— start MATERIAL SUPPLIED —
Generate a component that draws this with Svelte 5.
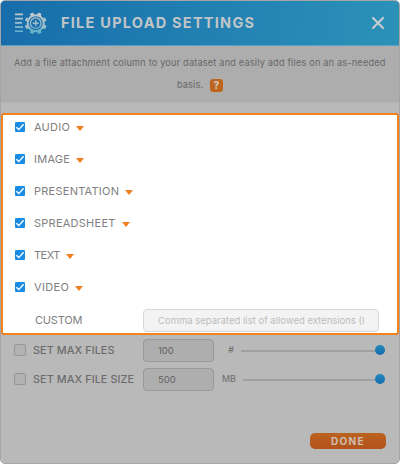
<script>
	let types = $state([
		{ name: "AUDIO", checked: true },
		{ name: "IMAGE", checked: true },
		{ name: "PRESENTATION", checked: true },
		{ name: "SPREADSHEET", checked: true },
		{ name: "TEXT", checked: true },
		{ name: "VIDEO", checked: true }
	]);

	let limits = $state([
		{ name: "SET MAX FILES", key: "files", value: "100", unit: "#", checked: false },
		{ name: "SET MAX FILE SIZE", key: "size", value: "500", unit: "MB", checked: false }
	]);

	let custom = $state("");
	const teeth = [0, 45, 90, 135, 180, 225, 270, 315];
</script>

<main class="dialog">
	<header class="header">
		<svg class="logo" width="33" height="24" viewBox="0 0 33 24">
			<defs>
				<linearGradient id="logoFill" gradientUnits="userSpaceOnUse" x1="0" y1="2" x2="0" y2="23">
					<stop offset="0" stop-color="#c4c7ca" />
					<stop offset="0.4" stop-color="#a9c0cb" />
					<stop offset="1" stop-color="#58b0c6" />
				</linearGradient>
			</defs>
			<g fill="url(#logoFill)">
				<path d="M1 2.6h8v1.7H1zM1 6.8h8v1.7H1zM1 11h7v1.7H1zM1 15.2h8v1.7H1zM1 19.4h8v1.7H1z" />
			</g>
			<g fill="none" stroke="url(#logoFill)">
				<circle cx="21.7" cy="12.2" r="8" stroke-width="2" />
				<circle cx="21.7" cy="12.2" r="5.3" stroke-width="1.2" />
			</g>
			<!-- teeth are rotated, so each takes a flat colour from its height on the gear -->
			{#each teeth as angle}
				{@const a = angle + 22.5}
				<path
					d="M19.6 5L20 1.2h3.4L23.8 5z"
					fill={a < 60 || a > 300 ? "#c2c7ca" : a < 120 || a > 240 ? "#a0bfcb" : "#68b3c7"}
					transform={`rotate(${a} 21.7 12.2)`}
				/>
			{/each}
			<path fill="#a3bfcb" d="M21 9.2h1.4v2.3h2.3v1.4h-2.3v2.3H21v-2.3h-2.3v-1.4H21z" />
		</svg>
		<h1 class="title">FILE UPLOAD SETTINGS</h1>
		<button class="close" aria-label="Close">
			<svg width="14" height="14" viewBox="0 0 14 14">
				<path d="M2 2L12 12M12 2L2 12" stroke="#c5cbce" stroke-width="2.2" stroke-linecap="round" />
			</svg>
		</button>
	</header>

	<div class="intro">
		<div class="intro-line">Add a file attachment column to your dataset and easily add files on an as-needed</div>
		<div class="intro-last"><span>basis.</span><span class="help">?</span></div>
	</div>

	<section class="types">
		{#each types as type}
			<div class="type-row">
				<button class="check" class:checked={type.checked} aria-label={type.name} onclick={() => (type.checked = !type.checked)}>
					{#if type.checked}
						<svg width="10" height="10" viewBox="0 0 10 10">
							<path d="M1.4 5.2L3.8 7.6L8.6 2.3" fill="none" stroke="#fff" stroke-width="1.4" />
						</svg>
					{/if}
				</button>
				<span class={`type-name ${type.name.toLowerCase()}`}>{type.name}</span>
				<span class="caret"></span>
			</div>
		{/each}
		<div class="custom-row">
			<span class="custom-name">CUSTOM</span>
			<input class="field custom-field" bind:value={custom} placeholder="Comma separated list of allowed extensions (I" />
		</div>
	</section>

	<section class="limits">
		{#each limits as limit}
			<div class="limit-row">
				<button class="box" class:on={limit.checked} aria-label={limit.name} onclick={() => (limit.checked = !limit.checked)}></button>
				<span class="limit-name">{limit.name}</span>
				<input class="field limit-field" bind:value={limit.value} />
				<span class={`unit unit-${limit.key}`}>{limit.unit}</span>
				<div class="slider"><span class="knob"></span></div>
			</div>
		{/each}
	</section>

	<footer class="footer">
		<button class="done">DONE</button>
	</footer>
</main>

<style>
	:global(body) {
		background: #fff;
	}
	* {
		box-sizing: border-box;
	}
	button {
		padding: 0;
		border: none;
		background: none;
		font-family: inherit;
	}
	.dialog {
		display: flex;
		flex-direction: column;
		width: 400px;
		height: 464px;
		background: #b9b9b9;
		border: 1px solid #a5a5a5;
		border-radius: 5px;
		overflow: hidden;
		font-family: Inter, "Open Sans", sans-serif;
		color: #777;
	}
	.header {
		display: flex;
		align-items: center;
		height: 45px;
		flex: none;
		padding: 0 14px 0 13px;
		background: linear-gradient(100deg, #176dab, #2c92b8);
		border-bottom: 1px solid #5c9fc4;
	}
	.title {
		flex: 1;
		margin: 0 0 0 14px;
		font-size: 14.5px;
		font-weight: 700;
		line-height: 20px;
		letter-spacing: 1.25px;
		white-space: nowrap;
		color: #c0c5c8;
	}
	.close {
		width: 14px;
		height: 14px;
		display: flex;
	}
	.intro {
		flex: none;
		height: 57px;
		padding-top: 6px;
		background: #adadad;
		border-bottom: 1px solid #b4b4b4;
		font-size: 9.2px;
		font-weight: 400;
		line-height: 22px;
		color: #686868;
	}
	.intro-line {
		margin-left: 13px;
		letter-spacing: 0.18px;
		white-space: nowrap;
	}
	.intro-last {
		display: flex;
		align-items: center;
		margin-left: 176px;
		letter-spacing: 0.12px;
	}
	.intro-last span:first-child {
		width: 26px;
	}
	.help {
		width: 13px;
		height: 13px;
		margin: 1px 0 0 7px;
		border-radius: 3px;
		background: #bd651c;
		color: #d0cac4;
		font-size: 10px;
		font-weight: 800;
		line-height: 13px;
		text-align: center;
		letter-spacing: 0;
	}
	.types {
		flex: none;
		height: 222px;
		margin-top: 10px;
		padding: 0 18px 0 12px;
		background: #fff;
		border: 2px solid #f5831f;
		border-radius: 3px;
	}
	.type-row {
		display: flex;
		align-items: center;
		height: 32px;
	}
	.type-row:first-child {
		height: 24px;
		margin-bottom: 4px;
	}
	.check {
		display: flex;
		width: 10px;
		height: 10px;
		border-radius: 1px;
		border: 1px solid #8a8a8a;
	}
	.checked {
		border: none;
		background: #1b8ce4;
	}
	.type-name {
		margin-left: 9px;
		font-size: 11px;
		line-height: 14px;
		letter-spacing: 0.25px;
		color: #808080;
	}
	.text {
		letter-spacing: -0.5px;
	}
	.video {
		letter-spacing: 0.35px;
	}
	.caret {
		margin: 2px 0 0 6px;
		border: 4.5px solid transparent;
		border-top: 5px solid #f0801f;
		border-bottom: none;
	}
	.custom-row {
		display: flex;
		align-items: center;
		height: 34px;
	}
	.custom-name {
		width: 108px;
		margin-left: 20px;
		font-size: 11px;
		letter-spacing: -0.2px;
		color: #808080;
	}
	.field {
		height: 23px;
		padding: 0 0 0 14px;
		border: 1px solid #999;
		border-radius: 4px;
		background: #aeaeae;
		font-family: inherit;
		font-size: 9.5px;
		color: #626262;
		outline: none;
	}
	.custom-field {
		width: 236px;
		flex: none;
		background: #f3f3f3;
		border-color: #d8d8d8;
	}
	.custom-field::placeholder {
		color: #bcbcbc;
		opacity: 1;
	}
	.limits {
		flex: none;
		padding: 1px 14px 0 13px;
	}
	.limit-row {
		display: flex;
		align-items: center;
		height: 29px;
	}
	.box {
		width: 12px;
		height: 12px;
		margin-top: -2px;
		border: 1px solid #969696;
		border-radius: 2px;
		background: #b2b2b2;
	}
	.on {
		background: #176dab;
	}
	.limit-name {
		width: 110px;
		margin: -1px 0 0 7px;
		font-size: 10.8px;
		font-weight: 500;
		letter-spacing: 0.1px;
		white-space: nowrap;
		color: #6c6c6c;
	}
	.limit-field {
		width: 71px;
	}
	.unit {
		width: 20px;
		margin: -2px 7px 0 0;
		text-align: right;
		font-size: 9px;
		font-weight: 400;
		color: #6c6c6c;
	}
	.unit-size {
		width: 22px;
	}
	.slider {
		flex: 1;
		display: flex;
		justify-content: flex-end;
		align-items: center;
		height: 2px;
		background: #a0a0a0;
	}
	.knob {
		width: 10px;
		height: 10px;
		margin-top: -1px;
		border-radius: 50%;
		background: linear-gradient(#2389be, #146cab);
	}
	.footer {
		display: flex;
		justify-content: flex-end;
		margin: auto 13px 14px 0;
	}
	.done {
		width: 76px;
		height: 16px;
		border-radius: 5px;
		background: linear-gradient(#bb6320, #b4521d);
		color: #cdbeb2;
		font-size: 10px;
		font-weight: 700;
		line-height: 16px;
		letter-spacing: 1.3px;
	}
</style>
— end MATERIAL SUPPLIED —
— start MATERIAL SUPPLIED —
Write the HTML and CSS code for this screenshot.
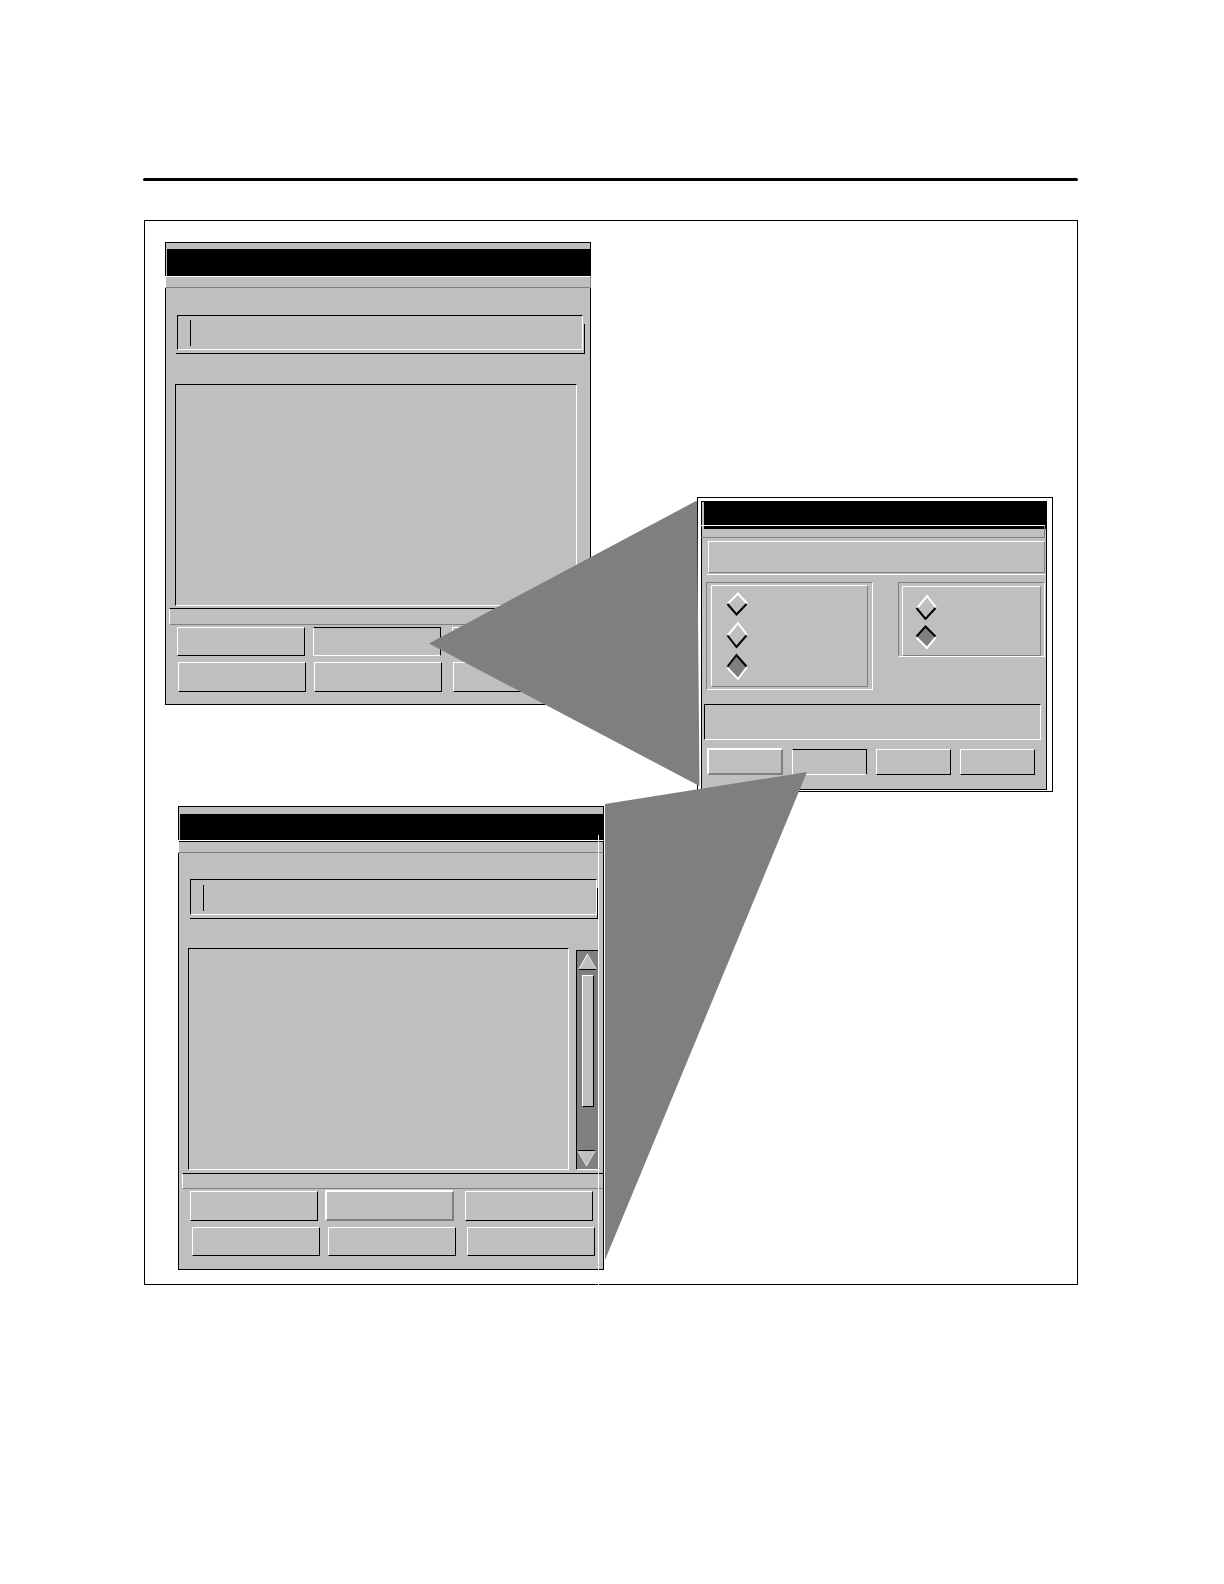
— end MATERIAL SUPPLIED —
**EXERCISE TASK**
Search the data for the string "this" and copy each line where it appears.

**WRITTEN RESPONSE**
Generate a component that draws this with Svelte 5.
Write the HTML and CSS code for this screenshot.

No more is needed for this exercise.